▶ [Task details]: Copy each line below that includes "React".

▶ [Data shown]:
•••••

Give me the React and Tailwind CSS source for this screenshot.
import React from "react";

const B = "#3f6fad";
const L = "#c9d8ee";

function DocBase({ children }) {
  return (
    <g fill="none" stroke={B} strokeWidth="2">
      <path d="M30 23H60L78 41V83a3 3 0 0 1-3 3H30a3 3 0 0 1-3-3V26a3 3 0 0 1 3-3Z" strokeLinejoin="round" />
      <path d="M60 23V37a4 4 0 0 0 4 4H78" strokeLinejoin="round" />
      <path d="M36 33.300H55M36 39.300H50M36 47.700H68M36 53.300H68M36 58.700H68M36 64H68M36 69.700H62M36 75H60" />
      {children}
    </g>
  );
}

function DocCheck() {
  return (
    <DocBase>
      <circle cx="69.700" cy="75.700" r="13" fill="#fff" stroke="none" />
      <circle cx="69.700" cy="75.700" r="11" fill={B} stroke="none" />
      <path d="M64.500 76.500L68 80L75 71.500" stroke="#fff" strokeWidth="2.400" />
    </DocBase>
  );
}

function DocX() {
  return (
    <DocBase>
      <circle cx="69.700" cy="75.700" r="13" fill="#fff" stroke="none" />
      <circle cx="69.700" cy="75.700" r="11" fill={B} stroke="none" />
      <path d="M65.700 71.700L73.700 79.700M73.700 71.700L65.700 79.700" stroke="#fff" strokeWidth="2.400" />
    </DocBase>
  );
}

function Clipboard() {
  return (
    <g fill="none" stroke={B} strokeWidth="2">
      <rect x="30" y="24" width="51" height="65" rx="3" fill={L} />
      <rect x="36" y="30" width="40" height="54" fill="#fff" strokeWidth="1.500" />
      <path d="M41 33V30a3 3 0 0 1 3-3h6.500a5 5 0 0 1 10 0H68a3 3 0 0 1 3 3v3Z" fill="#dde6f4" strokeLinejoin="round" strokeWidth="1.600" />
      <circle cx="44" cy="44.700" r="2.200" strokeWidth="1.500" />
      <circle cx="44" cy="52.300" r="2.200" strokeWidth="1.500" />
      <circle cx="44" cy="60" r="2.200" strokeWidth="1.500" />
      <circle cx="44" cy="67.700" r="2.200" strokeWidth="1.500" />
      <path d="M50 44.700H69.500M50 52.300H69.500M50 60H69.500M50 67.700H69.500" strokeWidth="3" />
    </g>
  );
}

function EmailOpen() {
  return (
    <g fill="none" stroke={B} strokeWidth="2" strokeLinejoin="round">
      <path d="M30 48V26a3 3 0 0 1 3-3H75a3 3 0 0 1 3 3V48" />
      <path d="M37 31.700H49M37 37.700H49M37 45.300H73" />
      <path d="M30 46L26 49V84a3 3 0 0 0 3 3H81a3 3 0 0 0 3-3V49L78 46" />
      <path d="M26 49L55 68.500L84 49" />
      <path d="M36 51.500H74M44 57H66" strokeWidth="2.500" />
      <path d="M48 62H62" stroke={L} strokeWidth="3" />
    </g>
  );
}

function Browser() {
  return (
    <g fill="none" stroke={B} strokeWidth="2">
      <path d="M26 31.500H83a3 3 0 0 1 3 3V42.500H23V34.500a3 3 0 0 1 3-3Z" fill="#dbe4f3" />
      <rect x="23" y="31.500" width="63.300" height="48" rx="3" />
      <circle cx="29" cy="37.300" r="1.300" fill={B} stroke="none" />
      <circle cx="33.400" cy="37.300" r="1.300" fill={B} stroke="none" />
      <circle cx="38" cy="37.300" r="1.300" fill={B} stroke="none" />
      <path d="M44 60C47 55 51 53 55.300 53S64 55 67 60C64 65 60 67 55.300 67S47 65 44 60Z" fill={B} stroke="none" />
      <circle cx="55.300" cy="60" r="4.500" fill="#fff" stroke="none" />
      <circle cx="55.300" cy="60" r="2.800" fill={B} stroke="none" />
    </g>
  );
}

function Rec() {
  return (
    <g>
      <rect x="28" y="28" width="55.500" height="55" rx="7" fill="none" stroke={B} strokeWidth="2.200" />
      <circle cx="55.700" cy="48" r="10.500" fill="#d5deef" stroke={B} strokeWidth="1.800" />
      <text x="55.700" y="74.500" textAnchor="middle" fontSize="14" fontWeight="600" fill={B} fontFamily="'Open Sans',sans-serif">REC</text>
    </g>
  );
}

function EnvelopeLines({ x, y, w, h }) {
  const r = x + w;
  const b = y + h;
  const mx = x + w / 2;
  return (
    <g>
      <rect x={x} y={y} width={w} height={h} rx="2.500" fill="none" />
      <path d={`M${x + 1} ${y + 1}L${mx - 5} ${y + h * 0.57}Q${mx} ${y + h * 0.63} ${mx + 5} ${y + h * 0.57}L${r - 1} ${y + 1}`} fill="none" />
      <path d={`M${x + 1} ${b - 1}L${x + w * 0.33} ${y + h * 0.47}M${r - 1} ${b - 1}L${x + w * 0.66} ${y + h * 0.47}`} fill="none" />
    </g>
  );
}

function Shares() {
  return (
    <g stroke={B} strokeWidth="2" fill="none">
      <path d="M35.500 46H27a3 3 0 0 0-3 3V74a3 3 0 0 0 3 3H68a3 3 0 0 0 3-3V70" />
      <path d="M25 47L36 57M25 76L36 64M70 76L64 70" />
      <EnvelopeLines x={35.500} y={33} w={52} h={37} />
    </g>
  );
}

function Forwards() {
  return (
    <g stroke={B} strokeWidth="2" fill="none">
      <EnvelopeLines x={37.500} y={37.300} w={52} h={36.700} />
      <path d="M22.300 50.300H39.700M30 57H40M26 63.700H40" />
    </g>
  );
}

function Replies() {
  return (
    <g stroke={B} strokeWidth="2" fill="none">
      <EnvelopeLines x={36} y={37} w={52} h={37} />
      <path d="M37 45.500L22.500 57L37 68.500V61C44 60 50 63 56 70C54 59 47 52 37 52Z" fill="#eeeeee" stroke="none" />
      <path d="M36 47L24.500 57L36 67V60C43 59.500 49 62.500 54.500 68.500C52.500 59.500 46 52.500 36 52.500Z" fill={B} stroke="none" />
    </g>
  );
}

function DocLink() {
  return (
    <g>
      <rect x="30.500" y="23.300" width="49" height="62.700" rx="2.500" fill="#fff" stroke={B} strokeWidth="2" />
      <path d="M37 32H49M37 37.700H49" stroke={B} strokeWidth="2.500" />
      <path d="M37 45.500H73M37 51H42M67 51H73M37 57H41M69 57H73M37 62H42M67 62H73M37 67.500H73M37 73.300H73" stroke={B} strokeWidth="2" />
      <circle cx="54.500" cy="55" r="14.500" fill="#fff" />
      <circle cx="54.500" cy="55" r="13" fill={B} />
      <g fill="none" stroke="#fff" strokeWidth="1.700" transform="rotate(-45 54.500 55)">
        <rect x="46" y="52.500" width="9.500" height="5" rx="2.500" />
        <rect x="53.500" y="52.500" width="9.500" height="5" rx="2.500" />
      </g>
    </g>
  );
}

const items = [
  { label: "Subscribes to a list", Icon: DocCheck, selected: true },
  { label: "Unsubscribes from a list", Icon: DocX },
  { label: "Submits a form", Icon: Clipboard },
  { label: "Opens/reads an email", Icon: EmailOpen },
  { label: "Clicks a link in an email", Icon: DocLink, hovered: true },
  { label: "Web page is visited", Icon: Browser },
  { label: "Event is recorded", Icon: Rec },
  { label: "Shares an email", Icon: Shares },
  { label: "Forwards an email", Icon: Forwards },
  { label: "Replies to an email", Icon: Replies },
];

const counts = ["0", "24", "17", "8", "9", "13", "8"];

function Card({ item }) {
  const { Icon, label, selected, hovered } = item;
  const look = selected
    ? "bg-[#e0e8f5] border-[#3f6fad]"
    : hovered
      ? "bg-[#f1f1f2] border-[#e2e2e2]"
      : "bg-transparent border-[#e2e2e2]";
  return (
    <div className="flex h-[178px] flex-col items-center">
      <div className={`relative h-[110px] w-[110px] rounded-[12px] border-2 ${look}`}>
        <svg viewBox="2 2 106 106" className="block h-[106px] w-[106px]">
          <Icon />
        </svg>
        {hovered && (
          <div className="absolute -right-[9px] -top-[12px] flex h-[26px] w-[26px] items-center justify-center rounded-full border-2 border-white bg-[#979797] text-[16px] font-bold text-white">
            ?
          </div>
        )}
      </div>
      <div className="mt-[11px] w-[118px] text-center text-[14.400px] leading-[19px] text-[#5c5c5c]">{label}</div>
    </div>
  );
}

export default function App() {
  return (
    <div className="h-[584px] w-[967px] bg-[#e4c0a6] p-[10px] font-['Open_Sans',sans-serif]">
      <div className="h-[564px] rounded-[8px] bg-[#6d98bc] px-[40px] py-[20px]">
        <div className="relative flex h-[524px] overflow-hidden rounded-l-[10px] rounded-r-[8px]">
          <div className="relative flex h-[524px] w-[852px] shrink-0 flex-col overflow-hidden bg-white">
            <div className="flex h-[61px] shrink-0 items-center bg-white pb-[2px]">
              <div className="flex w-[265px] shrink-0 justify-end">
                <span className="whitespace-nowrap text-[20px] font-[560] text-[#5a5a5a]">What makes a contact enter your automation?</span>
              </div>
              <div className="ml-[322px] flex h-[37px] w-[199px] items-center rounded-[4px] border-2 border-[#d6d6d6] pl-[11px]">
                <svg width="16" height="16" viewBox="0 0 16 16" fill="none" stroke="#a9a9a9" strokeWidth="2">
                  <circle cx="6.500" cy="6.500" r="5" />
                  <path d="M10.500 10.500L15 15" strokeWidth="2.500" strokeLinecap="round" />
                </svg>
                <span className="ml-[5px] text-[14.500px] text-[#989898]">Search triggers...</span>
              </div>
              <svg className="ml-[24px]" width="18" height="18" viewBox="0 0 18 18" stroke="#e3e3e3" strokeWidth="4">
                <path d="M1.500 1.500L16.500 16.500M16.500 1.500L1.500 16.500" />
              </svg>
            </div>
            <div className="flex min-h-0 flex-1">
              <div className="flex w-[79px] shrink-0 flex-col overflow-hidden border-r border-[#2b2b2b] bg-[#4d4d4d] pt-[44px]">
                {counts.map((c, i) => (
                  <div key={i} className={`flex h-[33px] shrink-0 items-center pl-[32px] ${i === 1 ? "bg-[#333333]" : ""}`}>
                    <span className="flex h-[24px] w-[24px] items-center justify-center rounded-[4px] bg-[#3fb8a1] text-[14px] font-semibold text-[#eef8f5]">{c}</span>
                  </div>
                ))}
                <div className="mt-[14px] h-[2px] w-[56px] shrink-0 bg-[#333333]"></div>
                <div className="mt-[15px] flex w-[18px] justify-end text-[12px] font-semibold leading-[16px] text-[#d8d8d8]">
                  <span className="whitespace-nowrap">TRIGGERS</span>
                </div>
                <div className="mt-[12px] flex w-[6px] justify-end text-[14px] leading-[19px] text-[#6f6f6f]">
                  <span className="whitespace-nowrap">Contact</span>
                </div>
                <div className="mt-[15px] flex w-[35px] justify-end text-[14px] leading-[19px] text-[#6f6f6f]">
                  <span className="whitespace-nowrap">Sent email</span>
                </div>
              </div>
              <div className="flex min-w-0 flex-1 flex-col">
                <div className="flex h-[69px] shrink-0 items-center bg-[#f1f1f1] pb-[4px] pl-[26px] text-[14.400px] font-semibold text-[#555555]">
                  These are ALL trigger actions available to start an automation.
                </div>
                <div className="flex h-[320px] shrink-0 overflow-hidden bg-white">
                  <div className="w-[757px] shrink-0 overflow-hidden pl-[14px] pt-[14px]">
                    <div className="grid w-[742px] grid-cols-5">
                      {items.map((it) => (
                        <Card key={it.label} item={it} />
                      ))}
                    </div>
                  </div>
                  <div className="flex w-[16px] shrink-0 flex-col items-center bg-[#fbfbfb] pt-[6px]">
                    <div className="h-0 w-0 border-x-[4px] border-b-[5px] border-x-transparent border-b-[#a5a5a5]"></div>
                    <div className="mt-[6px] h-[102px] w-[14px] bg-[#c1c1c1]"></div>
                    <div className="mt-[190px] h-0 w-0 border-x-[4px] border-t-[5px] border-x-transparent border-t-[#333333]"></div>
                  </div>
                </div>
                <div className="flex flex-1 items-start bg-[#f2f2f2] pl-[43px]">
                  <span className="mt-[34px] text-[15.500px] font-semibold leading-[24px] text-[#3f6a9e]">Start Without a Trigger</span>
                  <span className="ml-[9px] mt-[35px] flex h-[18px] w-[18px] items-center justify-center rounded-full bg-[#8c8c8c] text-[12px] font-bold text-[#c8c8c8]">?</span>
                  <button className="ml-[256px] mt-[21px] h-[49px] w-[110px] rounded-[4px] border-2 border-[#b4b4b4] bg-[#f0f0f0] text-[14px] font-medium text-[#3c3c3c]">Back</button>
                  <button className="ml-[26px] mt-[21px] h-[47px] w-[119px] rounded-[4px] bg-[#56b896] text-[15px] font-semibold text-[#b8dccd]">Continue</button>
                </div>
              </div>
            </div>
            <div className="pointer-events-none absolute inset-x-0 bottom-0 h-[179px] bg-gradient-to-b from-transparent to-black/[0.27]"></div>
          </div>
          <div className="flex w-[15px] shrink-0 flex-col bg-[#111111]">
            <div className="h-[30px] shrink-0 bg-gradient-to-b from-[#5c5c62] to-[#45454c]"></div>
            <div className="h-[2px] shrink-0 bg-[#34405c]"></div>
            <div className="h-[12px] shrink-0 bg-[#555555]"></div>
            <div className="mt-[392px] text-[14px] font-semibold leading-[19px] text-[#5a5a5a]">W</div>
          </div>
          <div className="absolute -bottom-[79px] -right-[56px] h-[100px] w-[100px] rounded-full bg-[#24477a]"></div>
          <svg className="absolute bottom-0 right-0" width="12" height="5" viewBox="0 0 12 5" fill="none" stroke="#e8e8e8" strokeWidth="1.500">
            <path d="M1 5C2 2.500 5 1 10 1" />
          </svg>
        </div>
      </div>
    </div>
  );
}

•••••

▶ [Problem solution]:
Give me the React and Tailwind CSS source for this screenshot.
import React from "react";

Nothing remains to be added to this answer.